What is Israel’s role in China’s Belt and Road Initiative (BRI)?

Israel is situated between Europe and Asia, between the Middle East and Africa. As such, its strategic positioning for China’s Belt and Road Initiative is obvious. In 2015 Israel became of the founding members of the China-led Asian Infrastructure Investment Bank (AIIB) as it seeks to further explore Asian markets. What’s more, not only is Israel at the nexus of China’s far-flung trade routes, but its stability is the exception in the turbulent Middle East.

Aware of the above advantages, Chinese companies are increasingly active in the infrastructure sector in Israel, earning excellent reputation for already completed projects. One Chinese company (China Harbor) is building a new port in Ashdod, while another  ̶  Shanghai International Port Group  ̶  won a 25-year concession to operate a new port in Haifa. The Belt and Road Initiative is a tremendous opportunity for Israel to boost its global presence in trade and economy while increasing its geopolitical significance.

What is the impact on Israel’s from China’s growing footprint in the Middle East?  

Broader changes in the region and the Chinese leadership’s new foreign policy priorities are gradually influencing Chinese policy in the Middle East. China traditionally maintained friendly ties with the Arab world but it wasn’t particularly involved in the region. With the growth of the Chinese economy and the reliance on Middle Eastern oil, China has become more acutely aware of the need to have a footprint in the region  ̶  witness the 2017 opening of the first overseas military base of the Chinese navy in Djibouti.
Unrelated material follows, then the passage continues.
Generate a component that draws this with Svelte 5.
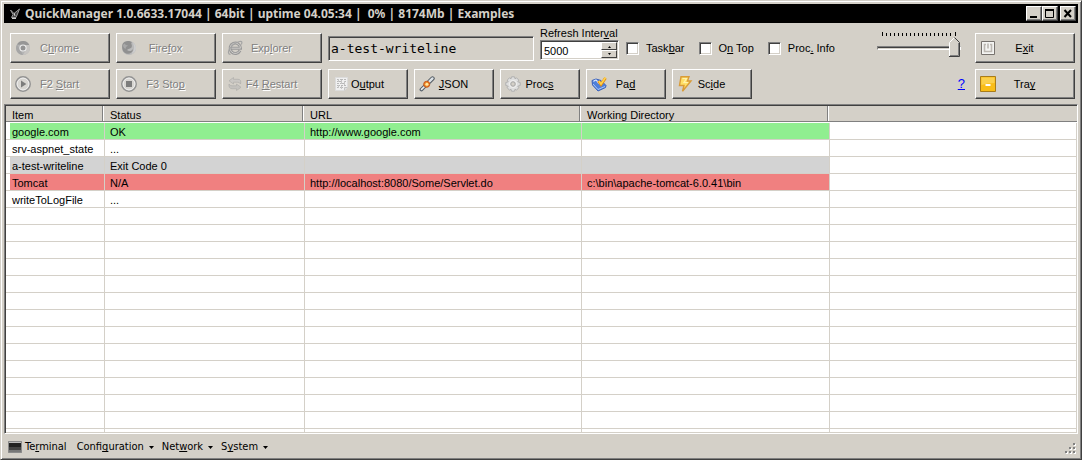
<script>
  let interval = $state(5000);
  let opacity = $state(100);
  const taskNames = [
    { icon: 'chrome', pre: 'C', key: 'h', post: 'rome' },
    { icon: 'firefox', pre: 'Fire', key: 'f', post: 'ox' },
    { icon: 'explorer', pre: 'Exp', key: 'l', post: 'orer' }
  ];
  const actions = [
    { icon: 'start', pre: 'F2 ', key: 'S', post: 'tart' },
    { icon: 'stop', pre: 'F3 Sto', key: 'p', post: '' },
    { icon: 'restart', pre: 'F4 ', key: 'R', post: 'estart' }
  ];
  const tools = [
    { icon: 'output', pre: 'O', key: 'u', post: 'tput' },
    { icon: 'json', pre: '', key: 'J', post: 'SON' },
    { icon: 'procs', pre: 'Proc', key: 's', post: '' },
    { icon: 'pad', pre: 'Pa', key: 'd', post: '' },
    { icon: 'scide', pre: 'Sc', key: 'i', post: 'de' }
  ];
  const checks = [
    { pre: 'Task', key: 'b', post: 'ar' },
    { pre: 'O', key: 'n', post: ' Top' },
    { pre: 'Proc', key: '.', post: ' Info' }
  ];
  const rows = [
    { item: 'google.com', status: 'OK', url: 'http://www.google.com', dir: '', tone: 'ok' },
    { item: 'srv-aspnet_state', status: '...', url: '', dir: '', tone: '' },
    { item: 'a-test-writeline', status: 'Exit Code 0', url: '', dir: '', tone: 'ended' },
    { item: 'Tomcat', status: 'N/A', url: 'http://localhost:8080/Some/Servlet.do', dir: 'c:\\bin\\apache-tomcat-6.0.41\\bin', tone: 'failed' },
    { item: 'writeToLogFile', status: '...', url: '', dir: '', tone: '' }
  ];
  const emptyRows = Array.from({ length: 13 }, (_, i) => i);
  const ticks = Array.from({ length: 19 }, (_, i) => (i === 18 ? 73 : i * 4));
  const menus = [
    { pre: 'Confi', key: 'g', post: 'uration' },
    { pre: 'Net', key: 'w', post: 'ork' },
    { pre: 'S', key: 'y', post: 'stem' }
  ];
</script>

{#snippet label(t)}{t.pre}<u>{t.key}</u>{t.post}{/snippet}

{#snippet icon(name)}
  <svg class="icon" width="16" height="16" viewBox="0 0 16 16" aria-hidden="true">
    {#if name === 'chrome'}
      <circle cx="8" cy="8" r="7" fill="#b4b4b4" />
      <path d="M2 4.500A7 7 0 0 1 14.300 5H8Z" fill="#969696" />
      <path d="M2 4.500 5.200 9.800 8 15A7 7 0 0 1 2 4.500Z" fill="#a6a6a6" />
      <path d="M14.300 5A7 7 0 0 1 8 15L11 9.500 10 5Z" fill="#c6c4c1" />
      <circle cx="8" cy="8" r="3.600" fill="#eee" />
      <circle cx="8" cy="8" r="2.500" fill="#939393" />
    {:else if name === 'firefox'}
      <circle cx="8" cy="8" r="7" fill="#bababa" />
      <path d="M1.500 4C3 1 8 0 11 2.500 9 3 12 5 10.500 7.500 9.500 9 7 8.500 6 10 8 12 11 11 12 9 12 13 8 14.500 5 13.500 1.500 12 .5 8 1.500 4Z" fill="#909090" />
      <path d="M2 5 3.500 3.500 5 5 7 5.500 5 7 4.500 9C3 8 2 7 2 5Z" fill="#a8a8a8" />
      <path d="M11 2.500C14 5 14 11 10 14 13 13 15 11 15 8S13 3.500 11 2.500Z" fill="#cfcfcf" />
    {:else if name === 'explorer'}
      <path d="M13 10.500A5.200 5.200 0 1 1 13.500 8.200H4.500" fill="none" stroke="#999" stroke-width="3" />
      <path d="M13 10.500A5.200 5.200 0 1 1 13.500 8.200H4.500" fill="none" stroke="#cfcdca" stroke-width="1" />
      <path d="M3.500 14.500C-1.500 14 3 4.500 12.500 1.500c2.800-.7 2.800 1 1.800 3" fill="none" stroke="#a4a4a4" stroke-width="1.200" />
    {:else if name === 'start'}
      <circle cx="8" cy="8" r="7.200" fill="#d8d6d2" stroke="#929292" stroke-width="1.500" />
      <circle cx="8" cy="8" r="5.900" fill="none" stroke="#eee" />
      <path d="M6 4.500 11.300 8 6 11.500Z" fill="#7c7c7c" />
    {:else if name === 'stop'}
      <circle cx="8" cy="8" r="7.200" fill="#d8d6d2" stroke="#929292" stroke-width="1.500" />
      <circle cx="8" cy="8" r="5.900" fill="none" stroke="#eee" />
      <path d="M5 5h6v6H5Z" fill="#7c7c7c" />
    {:else if name === 'restart'}
      <path d="M6.500 1.500 2 4.800l4.500 3.200V6.200H11q1.500 0 2.500 1.800 1.200-4.700-2.500-4.700H6.500Z" fill="#cac8c4" stroke="#b3b1ad" stroke-width=".8" />
      <path d="M9.500 8 14 11.300 9.500 14.500v-1.800H5Q1.500 12.500 2 8q1 1.800 3 1.800h4.500Z" fill="#c4c2be" stroke="#b3b1ad" stroke-width=".8" />
    {:else if name === 'output'}
      <path d="M2.500 1.500h12v10l-3 3h-9Z" fill="#f0f0f0" stroke="#dcdcdc" />
      <path d="M4 3.500h2m1 0h3m1 0h2M4 5.500h1m1 0h3m2 0h2M4 7.500h2m1 0h1m1 0h3M4 9.500h3m1 0h2m1 0h2M4 11.500h2m1 0h3" stroke="#b8b8b8" />
      <path d="M5.500 3v3m3-2v4m3-3v4m-6 0v3m3-2v3" stroke="#c6c6c6" />
      <path d="M11.500 14.500v-3h3" fill="#ddd" stroke="#c4c4c4" />
    {:else if name === 'json'}
      <path d="M2.500 13.500 5.500 10.500" stroke="#555e68" stroke-width="3.800" stroke-linecap="round" />
      <path d="M2.500 13.300 6 10" stroke="#e8edf2" stroke-width="1.600" stroke-linecap="round" />
      <path d="M10 6 13.500 2.500" stroke="#515961" stroke-width="4.400" stroke-linecap="round" />
      <path d="M10 5.800 13.500 2.400" stroke="#dce2e7" stroke-width="2.400" stroke-linecap="round" />
      <circle cx="7.700" cy="8.300" r="3" fill="#ef8a28" stroke="#c6551a" />
      <circle cx="7.900" cy="8.200" r="1.500" fill="#ffe9a5" />
    {:else if name === 'procs'}
      <path d="M6.500.8h3l.5 2 1.500-1 2.300 2.300-1 1.700 2.400.7v3l-2.400.7 1 1.500-2.300 2.500-1.500-1-.5 2h-3L6 13.200l-1.500 1-2.300-2.500 1-1.500L.8 9.500v-3l2.400-.7-1-1.700L4.500 1.800 6 2.800Z" fill="#dedede" stroke="#b0b0b0" />
      <circle cx="8" cy="8" r="3.400" fill="#d0cfcb" stroke="#eee" stroke-width="1.200" />
      <circle cx="8" cy="8" r="2.200" fill="#d4d0c8" stroke="#a8a8a8" />
    {:else if name === 'pad'}
      <path d="M1 4.500 5 3 10 4.500 15 9.500 14.500 11.500 7 15 1.500 9Z" fill="#4f7fd9" stroke="#3c62bb" />
      <path d="M2 8 7 13.500 14 10.500" fill="none" stroke="#a9c8fa" />
      <path d="M2.500 5.500Q5 3 6 5T9 8" fill="none" stroke="#dce9ff" stroke-width="1.200" />
      <path d="M7.500 5 10 8.500 14.500 2" fill="none" stroke="#e58b14" stroke-width="3" />
      <path d="M7.800 5 10 8 14.500 1.500" fill="none" stroke="#ffd34a" stroke-width="1.600" />
    {:else if name === 'scide'}
      <path d="M4 .8h8L10.500 5H14L5.500 15.300 7 9.500H2.500Z" fill="#ffdf67" stroke="#d99b38" stroke-width="1.400" />
      <path d="M5.500 2.500h4L7 6.500h4" fill="none" stroke="#fff3ae" stroke-width="1.200" />
    {:else if name === 'exit'}
      <path d="M1.500 1.500h13v13h-13Z" fill="#f4f4f2" stroke="#77736f" />
      <path d="M6 4.500H4.500v7h7v-7H10M8 3.500v5" fill="none" stroke="#bcb8b2" stroke-width="1.600" />
    {:else if name === 'tray'}
      <path d="M.5.5h15v15H.5Z" fill="#f9bd18" stroke="#a87c1a" />
      <path d="M1.500 1.500h13V7q-7 0-13 2Z" fill="#fbd04c" />
      <path d="M5.500 8h5v2h-5Z" fill="#fff" />
    {/if}
  </svg>
{/snippet}

<main class="window">
  <header class="titlebar">
    <svg width="12" height="12" viewBox="0 0 12 12" aria-hidden="true">
      <path d="M1.500 2 5 5.500 10.500 1 8.500 6 7 9.500H2.500L4 6.500Z" fill="#444" stroke="#999" />
      <path d="M3 10.500h4M5 5l1 3" stroke="#ccc" />
    </svg>
    <h1>QuickManager 1.0.6633.17044 | 64bit | uptime 04.05:34 |&nbsp; 0% | 8174Mb | Examples</h1>
    <div class="window-buttons">
      <button aria-label="Minimize"><svg width="12" height="11" viewBox="0 0 12 11"><path d="M2 9h7" stroke="#000" stroke-width="2" /></svg></button>
      <button aria-label="Maximize"><svg width="12" height="11" viewBox="0 0 12 11"><path d="M1.500 1v8.500h8V1" fill="none" stroke="#000" /><path d="M1 2h9" stroke="#000" stroke-width="2" /></svg></button>
      <button class="close" aria-label="Close"><svg width="12" height="11" viewBox="0 0 12 11"><path d="M2.500 2 9 9M9 2 2.500 9" stroke="#000" stroke-width="2" /></svg></button>
    </div>
  </header>

  <section class="toolbar">
    <div class="bar">
      {#each taskNames as t}
        <button class="push" disabled>{@render icon(t.icon)}<span>{@render label(t)}</span></button>
      {/each}
      <input class="name" aria-label="Selected item" value="a-test-writeline" readonly />
      <div class="interval">
        <label for="interval">Refresh Inter<u>v</u>al</label>
        <div class="spin">
          <input id="interval" type="text" bind:value={interval} />
          <div class="arrows">
            <button aria-label="Increase" onclick={() => (interval = +interval + 100)}><svg width="5" height="3" viewBox="0 0 5 3"><path d="M1 3 2.500 1 4 3Z" /></svg></button>
            <button aria-label="Decrease" onclick={() => (interval = +interval - 100)}><svg width="5" height="3" viewBox="0 0 5 3"><path d="M1 0 2.500 2 4 0Z" /></svg></button>
          </div>
        </div>
      </div>
      <div class="checks">
        {#each checks as c}
          <label><input type="checkbox" /><span>{@render label(c)}</span></label>
        {/each}
      </div>
      <div class="slider">
        <svg width="76" height="4" viewBox="0 0 76 4" aria-hidden="true">
          {#each ticks as x, i}
            <rect {x} y={i === 0 || i === 18 ? 0 : 1} width="1" height={i === 0 || i === 18 ? 4 : 3} />
          {/each}
        </svg>
        <input type="range" aria-label="Opacity" min="10" max="100" bind:value={opacity} />
      </div>
      <button class="push">{@render icon('exit')}<span>E<u>x</u>it</span></button>
    </div>
    <div class="bar">
      {#each actions as t}
        <button class="push" disabled>{@render icon(t.icon)}<span>{@render label(t)}</span></button>
      {/each}
      {#each tools as t}
        <button class="push small">{@render icon(t.icon)}<span>{@render label(t)}</span></button>
      {/each}
      <a class="help" href="#help">?</a>
      <button class="push">{@render icon('tray')}<span>Tra<u>y</u></span></button>
    </div>
  </section>

  <section class="list">
    <table>
      <colgroup><col class="c1" /><col class="c2" /><col class="c3" /><col class="c4" /><col /></colgroup>
      <thead>
        <tr><th>Item</th><th>Status</th><th>URL</th><th>Working Directory</th><th></th></tr>
      </thead>
      <tbody>
        {#each rows as r}
          <tr class={r.tone}><td>{r.item}</td><td>{r.status}</td><td>{r.url}</td><td>{r.dir}</td><td></td></tr>
        {/each}
        {#each emptyRows as n (n)}
          <tr><td></td><td></td><td></td><td></td><td></td></tr>
        {/each}
        <tr class="rest"><td></td><td></td><td></td><td></td><td></td></tr>
      </tbody>
    </table>
  </section>

  <footer>
    <button class="menu terminal">
      <svg width="14" height="12" viewBox="0 0 14 12" aria-hidden="true">
        <path d="M.5.5h13v11H.5Z" fill="#222" stroke="#8a8a8a" />
        <path d="M1 1h12v1H1Z" fill="#bbb" />
        <path d="M1 6h12v5H1Z" fill="#444" />
        <path d="M1 9h12v2H1Z" fill="#777" />
      </svg>
      <span>Te<u>r</u>minal</span>
    </button>
    {#each menus as m}
      <button class="menu">
        <span>{@render label(m)}</span>
        <svg width="5" height="3" viewBox="0 0 5 3" aria-hidden="true"><path d="M0 0h5L2.500 3Z" /></svg>
      </button>
    {/each}
    <svg class="grip" width="12" height="12" viewBox="0 0 12 12" aria-hidden="true">
      <path d="M9 1h2v2H9ZM5 5h2v2H5ZM9 5h2v2H9ZM1 9h2v2H1ZM5 9h2v2H5ZM9 9h2v2H9Z" fill="#fff" />
      <path d="M8 0h2v2H8ZM4 4h2v2H4ZM8 4h2v2H8ZM0 8h2v2H0ZM4 8h2v2H4ZM8 8h2v2H8Z" fill="#808080" />
    </svg>
  </footer>
</main>

<style>
  :global(body) {
    margin: 0;
    background: #d4d0c8;
  }
  .window {
    box-sizing: border-box;
    min-height: 100vh;
    display: flex;
    flex-direction: column;
    padding: 3px 3px 1px;
    border: 1px solid;
    border-color: #d4d0c8 #404040 #404040 #d4d0c8;
    box-shadow: inset 1px 1px #fff, inset -1px -1px #808080;
    background: #d4d0c8;
    font: 11px/14px "Liberation Sans", Arial, sans-serif;
    color: #000;
  }
  button, input {
    font: inherit;
    color: inherit;
    box-sizing: border-box;
    margin: 0;
    border-radius: 0;
  }
  u {
    text-underline-offset: 1px;
    text-decoration-thickness: 1px;
    text-decoration-skip-ink: none;
  }
  .titlebar {
    display: flex;
    align-items: center;
    height: 19px;
    gap: 4px;
    padding: 0 2px 0 5px;
    background: #000;
  }
  h1 {
    flex: 1;
    margin: 0;
    color: #d4d0c8;
    font: bold 12px/19px "Noto Sans", Tahoma, sans-serif;
    white-space: nowrap;
  }
  .window-buttons {
    display: flex;
  }
  .window-buttons button {
    display: flex;
    width: 16px;
    height: 15px;
    padding: 1px;
    border: 1px solid;
    border-color: #fff #404040 #404040 #fff;
    box-shadow: inset -1px -1px #808080;
    background: #d4d0c8;
  }
  .window-buttons .close {
    margin-left: 2px;
  }
  .toolbar {
    display: flex;
    flex-direction: column;
    gap: 6px;
    padding: 10px 3px 5px 6px;
  }
  .bar {
    display: flex;
    gap: 6px;
    height: 30px;
  }
  .push {
    display: grid;
    grid-template: 1fr / 1fr;
    align-items: center;
    flex: none;
    width: 100px;
    padding: 0 5px 0 4px;
    border: 1px solid;
    border-color: #fff #404040 #404040 #fff;
    box-shadow: inset -1px -1px #808080;
    background: #d4d0c8;
  }
  .push.small {
    width: 80px;
  }
  .push .icon, .push span {
    grid-area: 1 / 1;
  }
  .push span {
    justify-self: center;
  }
  .push:disabled {
    color: #808080;
    text-shadow: 1px 1px #fff;
  }
  .name {
    width: 206px;
    height: 25px;
    margin-top: 3px;
    padding: 0 2px;
    border: 1px solid;
    border-color: #808080 #fff #fff #808080;
    box-shadow: inset 1px 1px #404040;
    background: #d4d0c8;
    font: 13px/20px "DejaVu Sans Mono", Consolas, monospace;
  }
  .interval {
    display: flex;
    flex-direction: column;
    width: 79px;
    margin-top: -7px;
  }
  .spin {
    display: flex;
    height: 20px;
    box-sizing: border-box;
    border: 1px solid;
    border-color: #808080 #fff #fff #808080;
    background: #fff;
    box-shadow: inset 1px 1px #404040, inset -1px -1px #d4d0c8;
    padding: 1px;
  }
  .spin input {
    flex: 1;
    min-width: 0;
    padding: 1px 2px 0;
    border: 0;
    background: none;
  }
  .arrows {
    display: flex;
    flex-direction: column;
    width: 16px;
  }
  .arrows button {
    flex: 1;
    display: grid;
    place-items: center;
    min-height: 0;
    padding: 0;
    border: 1px solid;
    border-color: #fff #404040 #404040 #fff;
    background: #d4d0c8;
  }
  .checks {
    display: flex;
    align-items: center;
    gap: 14px;
    margin-left: 1px;
  }
  .checks label {
    display: flex;
    align-items: center;
    gap: 7px;
    white-space: nowrap;
  }
  .checks input {
    appearance: none;
    width: 13px;
    height: 13px;
    border: 1px solid;
    border-color: #808080 #fff #fff #808080;
    box-shadow: inset 1px 1px #404040, inset -1px -1px #d4d0c8;
    background: #fff;
  }
  .checks input:checked {
    background: #000 content-box;
    padding: 3px;
  }
  .slider {
    display: flex;
    flex-direction: column;
    width: 84px;
    margin: -1px 8px 0 auto;
  }
  .slider svg {
    margin-left: 5px;
  }
  .slider input {
    appearance: none;
    width: 84px;
    height: 24px;
    background: none;
  }
  .slider input::-webkit-slider-runnable-track {
    height: 4px;
    box-sizing: border-box;
    border: 1px solid;
    border-color: #808080 #fff #fff #808080;
    background: linear-gradient(#404040 1px, #d4d0c8 1px);
  }
  .slider input::-webkit-slider-thumb {
    appearance: none;
    width: 11px;
    height: 20px;
    margin-top: -10px;
    background: url("data:image/svg+xml,%3Csvg xmlns='http://www.w3.org/2000/svg' viewBox='0 0 11 20'%3E%3Cpath d='M.5 19.500V5.500l5-5 5 5v14Z' fill='%23d4d0c8'/%3E%3Cpath d='M.5 19V5.500l5-5' fill='none' stroke='%23fff'/%3E%3Cpath d='M5.500.5l5 5v14H0' fill='none' stroke='%23404040'/%3E%3Cpath d='M9.500 6v12.500H1' fill='none' stroke='%23808080'/%3E%3C/svg%3E");
  }
  .help {
    margin: 0 4px 0 auto;
    align-self: center;
    color: #00f;
    font-size: 13px;
  }
  .list {
    flex: 1;
    border: 1px solid;
    border-color: #808080 #fff #fff #808080;
    box-shadow: inset 1px 1px #404040;
    padding: 1px 0 0 1px;
    background: #fff;
  }
  table {
    width: 100%;
    table-layout: fixed;
    border-collapse: separate;
    border-spacing: 0;
  }
  .c1 { width: 99px; }
  .c2 { width: 200px; }
  .c3 { width: 277px; }
  .c4 { width: 248px; }
  th, td {
    box-sizing: border-box;
    height: 17px;
    padding: 2px 5px 0;
    font-weight: normal;
    line-height: 14px;
    text-align: left;
    white-space: nowrap;
    overflow: hidden;
  }
  th {
    border-bottom: 1px solid #fff;
    background: linear-gradient(to left, #d4d0c8 1px, #fff 1px 2px, #808080 2px 3px, transparent 3px), #d4d0c8;
    box-shadow: inset 0 -1px #808080;
  }
  th:last-child {
    background: #d4d0c8;
  }
  td {
    border: solid #d4d0c8;
    border-width: 0 1px 1px 0;
  }
  th:first-child, td:first-child {
    padding-left: 6px;
  }
  .ok td { background: #90ee90; }
  .ended td { background: #d3d3d3; }
  .failed td { background: #f08080; }
  tbody tr td:first-child {
    box-shadow: inset 4px 0 #fff;
  }
  tbody tr td:last-child {
    background: #fff;
  }
  .rest td {
    height: 4px;
    padding: 0;
    line-height: 0;
  }
  footer {
    display: flex;
    align-items: center;
    height: 24px;
    box-sizing: border-box;
    padding: 2px 1px 0 4px;
    gap: 8px;
    font: 11px/14px "DejaVu Sans Condensed", Tahoma, sans-serif;
  }
  .menu {
    display: flex;
    align-items: center;
    gap: 5px;
    padding: 0;
    border: 0;
    background: none;
  }
  .terminal {
    gap: 3px;
    margin-right: 2px;
  }
  .grip {
    margin: 0 0 3px auto;
    align-self: flex-end;
  }
</style>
Under President Xi Jinping, China is eager for a more pre-eminent role in global affairs and it views the Israeli-Palestinian conflict as one arena where it can achieve this, though it will likely play only a declarative role for now. One advantage China has is its good ties with both Israel and the Arab world, but the intractability of the numerous Middle Eastern conflicts means no breakthroughs are imminent.